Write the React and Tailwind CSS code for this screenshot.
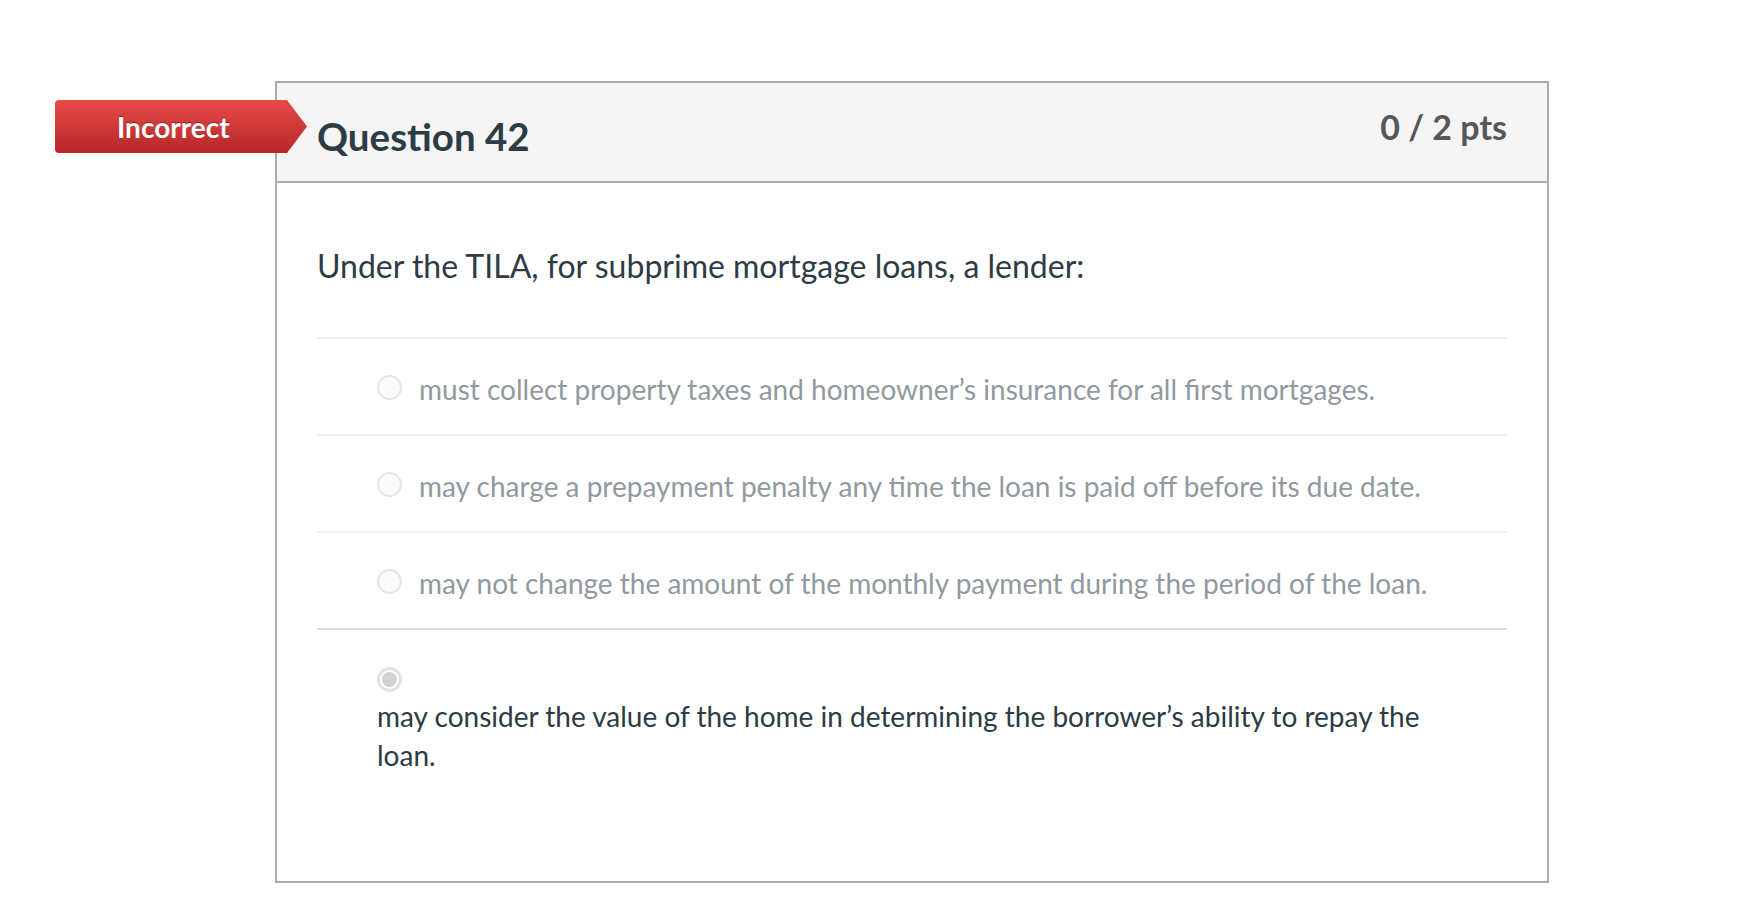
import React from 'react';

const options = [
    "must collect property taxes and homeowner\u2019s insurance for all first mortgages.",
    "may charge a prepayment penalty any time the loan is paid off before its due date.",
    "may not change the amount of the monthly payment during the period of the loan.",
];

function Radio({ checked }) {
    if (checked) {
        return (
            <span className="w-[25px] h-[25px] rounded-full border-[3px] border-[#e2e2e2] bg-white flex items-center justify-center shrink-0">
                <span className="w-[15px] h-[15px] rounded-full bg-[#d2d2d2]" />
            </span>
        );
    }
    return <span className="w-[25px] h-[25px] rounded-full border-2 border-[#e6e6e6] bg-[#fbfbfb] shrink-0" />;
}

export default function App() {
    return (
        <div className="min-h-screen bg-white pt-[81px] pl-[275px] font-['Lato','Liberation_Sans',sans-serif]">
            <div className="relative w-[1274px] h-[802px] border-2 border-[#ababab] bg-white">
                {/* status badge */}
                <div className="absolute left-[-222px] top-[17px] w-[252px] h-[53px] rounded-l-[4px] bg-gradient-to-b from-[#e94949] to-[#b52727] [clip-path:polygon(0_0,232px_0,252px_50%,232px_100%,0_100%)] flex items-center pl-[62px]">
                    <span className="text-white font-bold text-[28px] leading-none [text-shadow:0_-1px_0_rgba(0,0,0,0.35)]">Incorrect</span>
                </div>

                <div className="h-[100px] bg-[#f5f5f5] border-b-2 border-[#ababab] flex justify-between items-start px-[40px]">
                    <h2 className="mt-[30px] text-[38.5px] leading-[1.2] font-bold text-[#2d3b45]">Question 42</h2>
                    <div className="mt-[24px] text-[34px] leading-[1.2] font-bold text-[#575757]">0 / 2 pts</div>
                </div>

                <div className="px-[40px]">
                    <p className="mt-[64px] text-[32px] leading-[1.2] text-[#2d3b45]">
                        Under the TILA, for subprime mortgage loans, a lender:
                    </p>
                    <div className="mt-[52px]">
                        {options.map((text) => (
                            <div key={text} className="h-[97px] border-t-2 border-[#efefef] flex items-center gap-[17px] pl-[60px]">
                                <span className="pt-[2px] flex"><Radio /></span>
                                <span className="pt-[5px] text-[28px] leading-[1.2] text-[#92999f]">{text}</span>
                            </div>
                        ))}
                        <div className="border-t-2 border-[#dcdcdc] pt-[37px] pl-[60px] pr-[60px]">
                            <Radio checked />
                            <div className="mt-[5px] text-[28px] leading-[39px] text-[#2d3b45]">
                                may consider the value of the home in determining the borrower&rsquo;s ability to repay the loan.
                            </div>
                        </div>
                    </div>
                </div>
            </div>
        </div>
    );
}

------

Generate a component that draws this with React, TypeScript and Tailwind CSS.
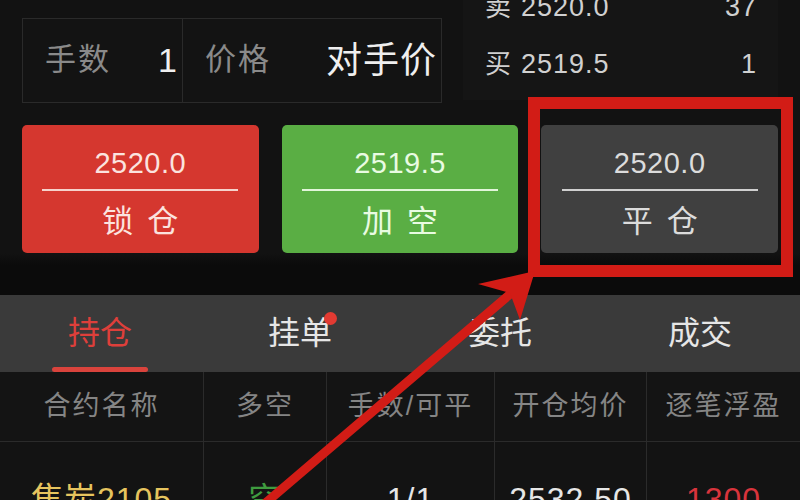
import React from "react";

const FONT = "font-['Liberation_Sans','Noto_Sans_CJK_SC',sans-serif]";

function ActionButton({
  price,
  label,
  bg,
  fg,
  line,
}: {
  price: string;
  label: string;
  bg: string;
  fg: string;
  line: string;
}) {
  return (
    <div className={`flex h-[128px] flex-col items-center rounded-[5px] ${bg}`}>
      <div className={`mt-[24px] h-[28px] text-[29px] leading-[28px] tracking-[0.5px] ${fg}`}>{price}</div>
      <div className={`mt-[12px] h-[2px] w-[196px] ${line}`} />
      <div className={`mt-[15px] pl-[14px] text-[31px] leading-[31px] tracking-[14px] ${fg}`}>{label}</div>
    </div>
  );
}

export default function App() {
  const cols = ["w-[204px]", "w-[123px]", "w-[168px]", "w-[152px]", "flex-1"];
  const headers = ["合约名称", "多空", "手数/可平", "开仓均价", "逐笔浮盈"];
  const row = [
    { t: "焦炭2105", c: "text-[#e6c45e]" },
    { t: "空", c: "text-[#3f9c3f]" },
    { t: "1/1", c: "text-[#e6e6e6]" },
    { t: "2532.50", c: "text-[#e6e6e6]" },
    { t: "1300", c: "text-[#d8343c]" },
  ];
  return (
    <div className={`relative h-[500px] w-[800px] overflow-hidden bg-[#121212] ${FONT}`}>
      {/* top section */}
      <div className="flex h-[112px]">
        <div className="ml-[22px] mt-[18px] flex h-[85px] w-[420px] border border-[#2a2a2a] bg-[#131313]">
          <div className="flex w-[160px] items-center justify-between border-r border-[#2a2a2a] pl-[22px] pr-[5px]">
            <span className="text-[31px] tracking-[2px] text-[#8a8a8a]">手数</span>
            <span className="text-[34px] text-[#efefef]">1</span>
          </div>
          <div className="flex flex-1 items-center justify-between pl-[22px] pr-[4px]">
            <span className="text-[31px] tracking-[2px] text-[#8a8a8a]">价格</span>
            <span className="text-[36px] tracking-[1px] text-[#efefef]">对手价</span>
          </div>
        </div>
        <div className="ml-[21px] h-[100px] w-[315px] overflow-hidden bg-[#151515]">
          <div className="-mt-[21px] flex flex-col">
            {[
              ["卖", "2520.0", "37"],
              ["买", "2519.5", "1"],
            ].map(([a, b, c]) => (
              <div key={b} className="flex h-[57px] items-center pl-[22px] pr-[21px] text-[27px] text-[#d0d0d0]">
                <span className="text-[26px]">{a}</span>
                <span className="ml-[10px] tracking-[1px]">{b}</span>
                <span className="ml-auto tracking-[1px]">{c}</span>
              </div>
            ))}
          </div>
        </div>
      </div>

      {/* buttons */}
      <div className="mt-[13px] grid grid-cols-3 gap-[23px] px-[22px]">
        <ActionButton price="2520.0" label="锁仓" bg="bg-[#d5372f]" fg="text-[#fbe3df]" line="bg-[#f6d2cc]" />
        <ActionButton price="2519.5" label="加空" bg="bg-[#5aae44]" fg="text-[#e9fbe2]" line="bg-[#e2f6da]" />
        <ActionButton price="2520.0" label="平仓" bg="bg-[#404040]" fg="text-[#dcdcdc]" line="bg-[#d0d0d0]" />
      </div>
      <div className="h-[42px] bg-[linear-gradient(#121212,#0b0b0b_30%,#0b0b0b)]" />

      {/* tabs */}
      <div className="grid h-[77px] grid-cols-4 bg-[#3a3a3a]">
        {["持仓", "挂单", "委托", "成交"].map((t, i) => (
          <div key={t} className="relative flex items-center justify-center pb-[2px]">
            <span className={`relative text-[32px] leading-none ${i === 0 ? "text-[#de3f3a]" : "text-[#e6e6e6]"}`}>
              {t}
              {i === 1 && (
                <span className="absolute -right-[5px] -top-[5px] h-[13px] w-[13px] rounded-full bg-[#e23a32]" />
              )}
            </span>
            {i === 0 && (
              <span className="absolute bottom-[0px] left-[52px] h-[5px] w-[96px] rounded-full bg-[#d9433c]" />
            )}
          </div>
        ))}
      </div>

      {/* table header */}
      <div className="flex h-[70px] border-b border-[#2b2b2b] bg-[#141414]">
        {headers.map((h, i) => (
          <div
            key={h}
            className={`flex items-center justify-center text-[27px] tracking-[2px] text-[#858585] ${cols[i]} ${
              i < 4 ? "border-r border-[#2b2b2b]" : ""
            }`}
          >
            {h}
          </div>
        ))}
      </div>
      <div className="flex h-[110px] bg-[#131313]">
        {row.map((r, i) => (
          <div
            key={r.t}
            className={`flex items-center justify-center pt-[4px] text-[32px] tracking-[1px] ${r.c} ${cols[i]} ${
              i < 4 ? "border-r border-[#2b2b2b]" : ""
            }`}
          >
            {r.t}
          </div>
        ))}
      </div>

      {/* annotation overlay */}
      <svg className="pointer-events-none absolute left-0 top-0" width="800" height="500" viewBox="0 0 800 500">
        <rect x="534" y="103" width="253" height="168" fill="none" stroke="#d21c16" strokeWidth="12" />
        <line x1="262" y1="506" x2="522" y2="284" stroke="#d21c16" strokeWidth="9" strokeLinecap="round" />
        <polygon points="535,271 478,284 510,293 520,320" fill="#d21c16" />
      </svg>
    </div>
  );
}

------

EXERCISE DESCRIPTION: Do not copy any pictures. Retype exactly the stretch from the line with "Write the React" through the line with "import React from 'react';".

RESULT OF THIS TASK:
Write the React and Tailwind CSS code for this screenshot.
import React from 'react';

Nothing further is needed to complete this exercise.